Because those charges stay off every gateway-facing screen, the wine-runs hub has its own Balances section: one block per person who still owes you, broken down into a line per run with what each one owes. Mark paid on a run line settles just that run; when a person owes on several, a Mark all paid button clears the lot in one go. Settled lines (and people) drop off the list. Same channel, same rule, no envelope transaction, nothing on the gateway.
Typed-in (not registered) buyers show up here too, tagged "not registered". They have no ledger to post to, so their owed is read straight from the runs and "Mark paid" just flips that run's paid flag, the same flag as the paid / unpaid checkbox on the run itself.
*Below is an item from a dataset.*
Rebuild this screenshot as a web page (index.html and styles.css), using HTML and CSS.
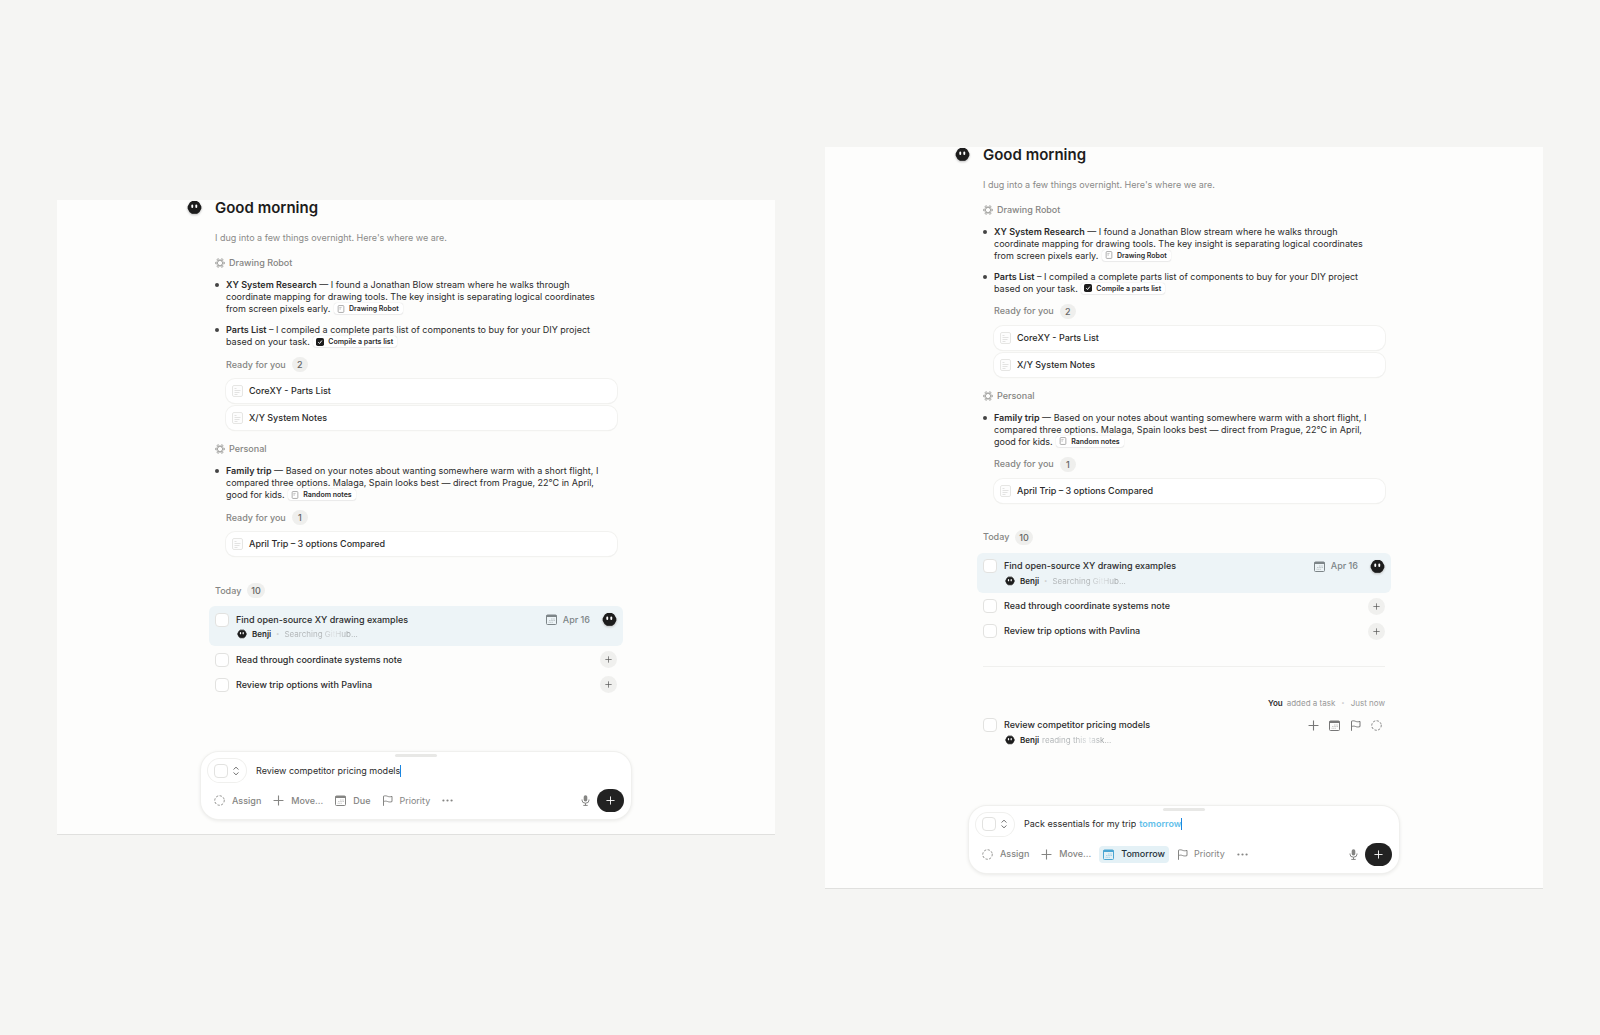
FILE: index.html
```html
<!DOCTYPE html>
<html lang="en">
<head>
    <meta charset="UTF-8">
    <meta name="viewport" content="width=device-width, initial-scale=1.0">
    <title>Good morning</title>
    <link rel="stylesheet" href="styles.css">
</head>
<body>

<!-- shared icons -->
<svg class="sprite" aria-hidden="true">
    <symbol id="i-benji" viewBox="0 0 16 16">
        <path d="M5.500 1.800h5l2 1.400L14.600 7v2l-2 3.600-2.100 1.400h-5l-2.100-1.400L1.400 9V7l2.100-3.800z" fill="#1d1d1d" stroke="#1d1d1d" stroke-width="1.400" stroke-linejoin="round"/>
        <rect x="4.600" y="4.800" width="2" height="3.600" rx="1" fill="#fff"/>
        <rect x="8.900" y="4.800" width="2" height="3.600" rx="1" fill="#fff"/>
    </symbol>
    <symbol id="i-project" viewBox="0 0 16 16">
        <g fill="none" stroke="currentColor" stroke-width="1.300">
            <circle cx="8" cy="8" r="4.200"/>
            <circle cx="5" cy="2.900" r="1.700"/>
            <circle cx="11" cy="2.900" r="1.700"/>
            <circle cx="14" cy="8" r="1.500"/>
            <circle cx="11" cy="13.100" r="1.700"/>
            <circle cx="5" cy="13.100" r="1.700"/>
            <circle cx="2" cy="8" r="1.500"/>
        </g>
    </symbol>
    <symbol id="i-note" viewBox="0 0 12 14">
        <rect x="1" y="1" width="10" height="12" rx="1.500" fill="#fff" stroke="currentColor" stroke-width="1.400"/>
        <path d="M3 4.500h4M3 7h3" fill="none" stroke="currentColor"/>
    </symbol>
    <symbol id="i-doc" viewBox="0 0 11 12">
        <rect x=".5" y=".5" width="10" height="11" rx="1.500" fill="#fdfdfd" stroke="#e6e6e4"/>
        <path d="M2.500 3.500h2M2.500 5.500h6M2.500 7.500h5M2.500 9.500h3" fill="none" stroke="#dcdcda" stroke-width=".8"/>
    </symbol>
    <symbol id="i-done" viewBox="0 0 9 9">
        <rect width="9" height="9" rx="2" fill="#1d1d1d"/>
        <path d="M2.500 4.700l1.500 1.500 2.600-3.300" fill="none" stroke="#fff" stroke-width="1.100"/>
    </symbol>
    <symbol id="i-calendar" viewBox="0 0 11 11">
        <rect x=".5" y="1" width="10" height="9.500" rx="1" fill="none" stroke="currentColor"/>
        <path d="M.5 2h10" stroke="currentColor" stroke-width="2"/>
        <path d="M5 5h4M3 6.500h6M2.500 8.300h4.500" stroke="currentColor" stroke-width=".8" stroke-dasharray="1.200 .4" opacity=".5"/>
    </symbol>
    <symbol id="i-flag" viewBox="0 0 11 11">
        <path d="M1.500 10.800V1.200c1.500-.6 2.800-.4 4 .1s2.700.7 4.500.1v5.200c-1.800.6-3.200.4-4.500-.1s-2.500-.5-4 .1" fill="none" stroke="currentColor"/>
    </symbol>
    <symbol id="i-assign" viewBox="0 0 12 12">
        <circle cx="6" cy="6" r="5.200" fill="none" stroke="currentColor" stroke-width="1" stroke-linecap="round" stroke-dasharray="1.600 2.480"/>
    </symbol>
    <symbol id="i-plus" viewBox="0 0 10 10">
        <path d="M5 .5v9M.5 5h9" fill="none" stroke="currentColor"/>
    </symbol>
    <symbol id="i-sort" viewBox="0 0 8 10">
        <path d="M1.500 3.500L4 1.200l2.500 2.300M1.500 6.500L4 8.800l2.500-2.300" fill="none" stroke="currentColor"/>
    </symbol>
    <symbol id="i-mic" viewBox="0 0 9 11">
        <rect x="2.700" y=".2" width="3.600" height="6.300" rx="1.800" fill="currentColor"/>
        <path d="M1 4.500v.7a3.500 3 0 0 0 7 0v-.7M4.500 8.200v2.300M2.300 10.400h4.400" fill="none" stroke="currentColor" stroke-width="1"/>
    </symbol>
    <symbol id="i-more" viewBox="0 0 10 4">
        <g fill="currentColor">
            <circle cx="1.300" cy="2" r="1"/>
            <circle cx="5" cy="2" r="1"/>
            <circle cx="8.700" cy="2" r="1"/>
        </g>
    </symbol>
</svg>

<main class="board">

    <!-- before adding a task -->
    <section class="panel">
        <div class="feed">
            <header class="greeting">
                <svg class="avatar greeting-avatar"><use href="#i-benji"/></svg>
                <h1>Good morning</h1>
            </header>
            <p class="intro">I dug into a few things overnight. Here's where we are.</p>

            <h2 class="project"><svg><use href="#i-project"/></svg>Drawing Robot</h2>
            <ul class="updates">
                <li><strong>XY System Research</strong> — I found a Jonathan Blow stream where he walks through coordinate mapping for drawing tools. The key insight is separating logical coordinates from screen pixels early. <a class="chip" href="#"><svg><use href="#i-note"/></svg>Drawing Robot</a></li>
                <li><strong>Parts List</strong> – I compiled a complete parts list of components to buy for your DIY project based on your task. <a class="chip" href="#"><svg><use href="#i-done"/></svg>Compile a parts list</a></li>
            </ul>
            <div class="ready">
                <h3 class="label">Ready for you <span class="count">2</span></h3>
                <a class="card" href="#"><svg><use href="#i-doc"/></svg>CoreXY - Parts List</a>
                <a class="card" href="#"><svg><use href="#i-doc"/></svg>X/Y System Notes</a>
            </div>

            <h2 class="project"><svg><use href="#i-project"/></svg>Personal</h2>
            <ul class="updates">
                <li><strong>Family trip</strong> — Based on your notes about wanting somewhere warm with a short flight, I compared three options. Malaga, Spain looks best — direct from Prague, 22°C in April, good for kids. <a class="chip" href="#"><svg><use href="#i-note"/></svg>Random notes</a></li>
            </ul>
            <div class="ready">
                <h3 class="label">Ready for you <span class="count">1</span></h3>
                <a class="card" href="#"><svg><use href="#i-doc"/></svg>April Trip – 3 options Compared</a>
            </div>

            <h3 class="label today">Today <span class="count">10</span></h3>
            <div class="task active">
                <div class="task-row">
                    <input type="checkbox" id="a1">
                    <label for="a1">Find open-source XY drawing examples</label>
                    <span class="due"><svg><use href="#i-calendar"/></svg>Apr 16</span>
                    <svg class="avatar"><use href="#i-benji"/></svg>
                </div>
                <p class="status"><svg class="mini"><use href="#i-benji"/></svg><b>Benji</b><i>•</i><span class="shimmer">Searching GitHub...</span></p>
            </div>
            <div class="task">
                <div class="task-row">
                    <input type="checkbox" id="a2">
                    <label for="a2">Read through coordinate systems note</label>
                    <button class="add" aria-label="Assign"><svg><use href="#i-plus"/></svg></button>
                </div>
            </div>
            <div class="task">
                <div class="task-row">
                    <input type="checkbox" id="a3">
                    <label for="a3">Review trip options with Pavlina</label>
                    <button class="add" aria-label="Assign"><svg><use href="#i-plus"/></svg></button>
                </div>
            </div>
        </div>

        <form class="composer">
            <span class="handle"></span>
            <div class="entry">
                <button type="button" class="type" aria-label="Type"><span class="box"></span><svg><use href="#i-sort"/></svg></button>
                <input type="text" aria-label="New task" value="Review competitor pricing models"><span class="caret"></span>
            </div>
            <div class="tools">
                <button type="button"><svg><use href="#i-assign"/></svg>Assign</button>
                <button type="button"><svg><use href="#i-plus"/></svg>Move...</button>
                <button type="button"><svg><use href="#i-calendar"/></svg>Due</button>
                <button type="button" class="priority"><svg><use href="#i-flag"/></svg>Priority</button>
                <button type="button" aria-label="More"><svg><use href="#i-more"/></svg></button>
                <button type="button" class="mic" aria-label="Dictate"><svg><use href="#i-mic"/></svg></button>
                <button type="button" class="send" aria-label="Add task"><svg><use href="#i-plus"/></svg></button>
            </div>
        </form>
    </section>

    <!-- after adding a task -->
    <section class="panel">
        <div class="feed">
            <header class="greeting">
                <svg class="avatar greeting-avatar"><use href="#i-benji"/></svg>
                <h1>Good morning</h1>
            </header>
            <p class="intro">I dug into a few things overnight. Here's where we are.</p>

            <h2 class="project"><svg><use href="#i-project"/></svg>Drawing Robot</h2>
            <ul class="updates">
                <li><strong>XY System Research</strong> — I found a Jonathan Blow stream where he walks through coordinate mapping for drawing tools. The key insight is separating logical coordinates from screen pixels early. <a class="chip" href="#"><svg><use href="#i-note"/></svg>Drawing Robot</a></li>
                <li><strong>Parts List</strong> – I compiled a complete parts list of components to buy for your DIY project based on your task. <a class="chip" href="#"><svg><use href="#i-done"/></svg>Compile a parts list</a></li>
            </ul>
            <div class="ready">
                <h3 class="label">Ready for you <span class="count">2</span></h3>
                <a class="card" href="#"><svg><use href="#i-doc"/></svg>CoreXY - Parts List</a>
                <a class="card" href="#"><svg><use href="#i-doc"/></svg>X/Y System Notes</a>
            </div>

            <h2 class="project"><svg><use href="#i-project"/></svg>Personal</h2>
            <ul class="updates">
                <li><strong>Family trip</strong> — Based on your notes about wanting somewhere warm with a short flight, I compared three options. Malaga, Spain looks best — direct from Prague, 22°C in April, good for kids. <a class="chip" href="#"><svg><use href="#i-note"/></svg>Random notes</a></li>
            </ul>
            <div class="ready">
                <h3 class="label">Ready for you <span class="count">1</span></h3>
                <a class="card" href="#"><svg><use href="#i-doc"/></svg>April Trip – 3 options Compared</a>
            </div>

            <h3 class="label today">Today <span class="count">10</span></h3>
            <div class="task active">
                <div class="task-row">
                    <input type="checkbox" id="b1">
                    <label for="b1">Find open-source XY drawing examples</label>
                    <span class="due"><svg><use href="#i-calendar"/></svg>Apr 16</span>
                    <svg class="avatar"><use href="#i-benji"/></svg>
                </div>
                <p class="status"><svg class="mini"><use href="#i-benji"/></svg><b>Benji</b><i>•</i><span class="shimmer">Searching GitHub...</span></p>
            </div>
            <div class="task">
                <div class="task-row">
                    <input type="checkbox" id="b2">
                    <label for="b2">Read through coordinate systems note</label>
                    <button class="add" aria-label="Assign"><svg><use href="#i-plus"/></svg></button>
                </div>
            </div>
            <div class="task">
                <div class="task-row">
                    <input type="checkbox" id="b3">
                    <label for="b3">Review trip options with Pavlina</label>
                    <button class="add" aria-label="Assign"><svg><use href="#i-plus"/></svg></button>
                </div>
            </div>

            <hr>
            <p class="activity"><b>You</b><span>added a task</span><i>•</i><span>Just now</span></p>
            <div class="task added">
                <div class="task-row">
                    <input type="checkbox" id="b4">
                    <label for="b4">Review competitor pricing models</label>
                    <div class="actions">
                        <button aria-label="Move"><svg><use href="#i-plus"/></svg></button>
                        <button aria-label="Due"><svg><use href="#i-calendar"/></svg></button>
                        <button aria-label="Priority"><svg><use href="#i-flag"/></svg></button>
                        <button aria-label="Assign"><svg><use href="#i-assign"/></svg></button>
                    </div>
                </div>
                <p class="status"><svg class="mini"><use href="#i-benji"/></svg><b>Benji</b><span class="shimmer">reading this task...</span></p>
            </div>
        </div>

        <form class="composer">
            <span class="handle"></span>
            <div class="entry">
                <button type="button" class="type" aria-label="Type"><span class="box"></span><svg><use href="#i-sort"/></svg></button>
                <input type="text" aria-label="New task" value="Pack essentials for my trip"><span class="date-word">tomorrow</span><span class="caret"></span>
            </div>
            <div class="tools">
                <button type="button"><svg><use href="#i-assign"/></svg>Assign</button>
                <button type="button"><svg><use href="#i-plus"/></svg>Move...</button>
                <button type="button" class="selected"><svg><use href="#i-calendar"/></svg>Tomorrow</button>
                <button type="button" class="priority"><svg><use href="#i-flag"/></svg>Priority</button>
                <button type="button" aria-label="More"><svg><use href="#i-more"/></svg></button>
                <button type="button" class="mic" aria-label="Dictate"><svg><use href="#i-mic"/></svg></button>
                <button type="button" class="send" aria-label="Add task"><svg><use href="#i-plus"/></svg></button>
            </div>
        </form>
    </section>

</main>

</body>
</html>
```
FILE: styles.css
```css
* {
    box-sizing: border-box;
}
body {
    margin: 0;
    background: #f5f5f3;
    color: #2b2b2b;
    font-family: Inter, "Liberation Sans", sans-serif;
    font-size: 9px;
    line-height: 12px;
}
h1, h2, h3, p, ul {
    margin: 0;
    padding: 0;
}
button {
    border: 0;
    padding: 0;
    background: none;
    color: inherit;
    font: inherit;
}
a {
    color: inherit;
    text-decoration: none;
}
svg {
    display: block;
    flex: none;
    width: 11px;
    height: 11px;
}
.sprite {
    position: absolute;
    width: 0;
    height: 0;
}

/* panels */
.board {
    display: flex;
    align-items: center;
    gap: 50px;
    min-height: 100vh;
    padding: 0 57px;
}
.panel {
    flex: 1;
    padding: 0 20px 15px;
    background: #fdfdfc;
    border-bottom: 1px solid #e0e0de;
}
.feed {
    max-width: 402px;
    margin: 0 auto;
}

/* greeting */
.greeting {
    position: relative;
}
.avatar {
    width: 15px;
    height: 15px;
    filter: drop-shadow(0 1px 1px #bbb);
}
.greeting-avatar {
    position: absolute;
    left: -28px;
    top: 0;
}
h1 {
    font-size: 15px;
    line-height: 16px;
    font-weight: 600;
    color: #1d1d1d;
}
.intro {
    margin-top: 16px;
    color: #8a8a88;
}

/* updates */
.project {
    display: flex;
    align-items: center;
    gap: 4px;
    margin: 13px 0 10px;
    font-size: 9px;
    font-weight: 500;
    color: #858583;
}
.project svg {
    width: 10px;
    height: 10px;
    color: #9a9a98;
}
.updates {
    list-style: none;
}
.updates li {
    position: relative;
    padding: 0 9px 0 11px;
}
.updates li + li {
    margin-top: 9px;
}
.updates li::before {
    content: "";
    position: absolute;
    left: 0;
    top: 4px;
    width: 4px;
    height: 4px;
    border-radius: 50%;
    background: #444;
}
strong {
    font-weight: 600;
}
.chip {
    display: inline-flex;
    align-items: center;
    gap: 4px;
    height: 11px;
    margin-left: 1px;
    padding: 0 4px 0 3px;
    border-radius: 3px;
    background: #fff;
    box-shadow: 0 0 1px #ccc, 0 1px 1px #eee;
    font-size: 7px;
    line-height: 11px;
    font-weight: 600;
    vertical-align: top;
}
.chip svg {
    width: 8px;
    height: 8px;
    color: #999;
}
.ready {
    display: flex;
    flex-direction: column;
    gap: 3px;
    margin: 9px 0 13px 11px;
}
.label {
    display: flex;
    align-items: center;
    gap: 6px;
    height: 15px;
    font-size: 9px;
    font-weight: 500;
    color: #858583;
}
.ready .label {
    margin-bottom: 4px;
}
.count {
    min-width: 16px;
    padding: 0 4px;
    border-radius: 8px;
    background: #efefed;
    line-height: 15px;
    text-align: center;
    color: #666;
}
.card {
    display: flex;
    align-items: center;
    gap: 6px;
    height: 24px;
    padding-left: 6px;
    border-radius: 9px;
    background: #fff;
    box-shadow: 0 0 0 1px #f2f2f0, 0 1px 1px #e4e4e2;
    font-weight: 500;
}
.card svg {
    height: 12px;
}

/* tasks */
.today {
    margin: 27px 0 8px;
}
.task {
    margin: 0 -6px;
    padding: 5px 6px;
    border-radius: 6px;
}
.task.active {
    margin-bottom: 1px;
    padding: 6px 6px 7px;
    background: #edf4f7;
}
.task-row {
    display: flex;
    align-items: center;
    height: 15px;
    font-weight: 500;
}
.task-row input, .box {
    appearance: none;
    flex: none;
    width: 14px;
    height: 14px;
    margin: 0 7px 0 0;
    border: 1px solid #e2e2e0;
    border-radius: 4px;
    background: #fff;
}
.task-row label {
    flex: 1;
}
.due {
    display: flex;
    align-items: center;
    gap: 6px;
    margin-right: 12px;
    color: #7d8588;
}
.add {
    display: grid;
    place-items: center;
    width: 17px;
    height: 17px;
    border-radius: 50%;
    background: #f0f0ee;
    color: #555;
}
.add svg {
    width: 7px;
    height: 7px;
}
.status {
    display: flex;
    align-items: center;
    gap: 3px;
    margin-top: 2px;
    padding-left: 22px;
    font-size: 8px;
    line-height: 10px;
}
.status .mini {
    width: 10px;
    height: 10px;
    margin-right: 2px;
}
.status b, .activity b {
    font-weight: 600;
}
.status i, .activity i {
    margin: 0 2px;
    font-size: 6px;
    font-style: normal;
    color: #ccc;
}
.shimmer {
    background: linear-gradient(90deg, #b0b4b6 50%, #e2e6e8 68%, #a0a4a6 85%);
    background-clip: text;
    color: transparent;
}
hr {
    height: 1px;
    margin: 22px 0 30px;
    border: 0;
    background: #f0f0ee;
}
.activity {
    display: flex;
    justify-content: flex-end;
    gap: 4px;
    font-size: 8px;
    color: #999;
}
.activity b {
    color: #2b2b2b;
}
.added {
    margin-top: 4px;
    padding-bottom: 6px;
}
.actions {
    display: flex;
    gap: 10px;
    margin-right: 3px;
    color: #777;
}

/* composer */
.composer {
    position: relative;
    display: flex;
    flex-direction: column;
    gap: 7px;
    max-width: 430px;
    margin: 55px auto 0;
    padding: 7px;
    border-radius: 18px;
    background: #fff;
    box-shadow: 0 0 0 1px #f0f0ee, 0 1px 4px #e0e0de;
}
.handle {
    position: absolute;
    top: 2px;
    left: 50%;
    width: 42px;
    height: 3px;
    margin-left: -21px;
    border-radius: 2px;
    background: #e8e8e6;
}
.entry {
    display: flex;
    align-items: center;
}
.type {
    display: flex;
    align-items: center;
    width: 38px;
    height: 23px;
    margin-right: 10px;
    padding-left: 6px;
    border-radius: 12px;
    box-shadow: 0 0 0 1px #f0f0ee;
    color: #777;
}
.type .box {
    margin-right: 4px;
}
.type svg {
    width: 8px;
    height: 10px;
}
.entry input {
    field-sizing: content;
    border: 0;
    padding: 0;
    outline: 0;
    background: none;
    color: inherit;
    font: inherit;
}
.date-word {
    margin-left: 3px;
    color: #62c0ea;
    font-weight: 600;
}
.caret {
    width: 1px;
    height: 12px;
    background: #1b86e0;
}
.tools {
    display: flex;
    align-items: center;
    gap: 4px;
    padding-left: 2px;
    color: #858583;
    font-weight: 500;
}
.tools button {
    display: flex;
    align-items: center;
    gap: 7px;
    height: 17px;
    padding: 0 4px;
    border-radius: 4px;
}
.tools .priority {
    gap: 6px;
    font-weight: 400;
}
.tools .selected {
    background: #e4f1f6;
    color: #1f3038;
}
.selected svg {
    color: #4ba6d3;
}
.tools .mic {
    margin: 0 2px 0 auto;
    padding: 0;
}
.tools .send {
    justify-content: center;
    width: 27px;
    height: 23px;
    border-radius: 12px;
    background: #222;
    color: #fff;
}
.send svg {
    width: 9px;
    height: 9px;
}
```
Either place settles them; the run checkbox stays for marking one off while you're in the run.
For the rare case where you'd rather collect a run online instead of in cash, a registered person's run line also has a Move to account option. It does exactly what the name says: moves that run's debt off the personal side and onto their gateway account, where it becomes a normal receivable, visible in your books and payable online. That deliberately crosses the line wine money usually never crosses (onto the FOP gateway), so it sits behind a loud confirmation and is the exception, not the default. Typed-in names have no account, so they don't get it.
(Where the buyer sees their own personal balance, with your payment instructions, is a separate convive-facing view still to come.)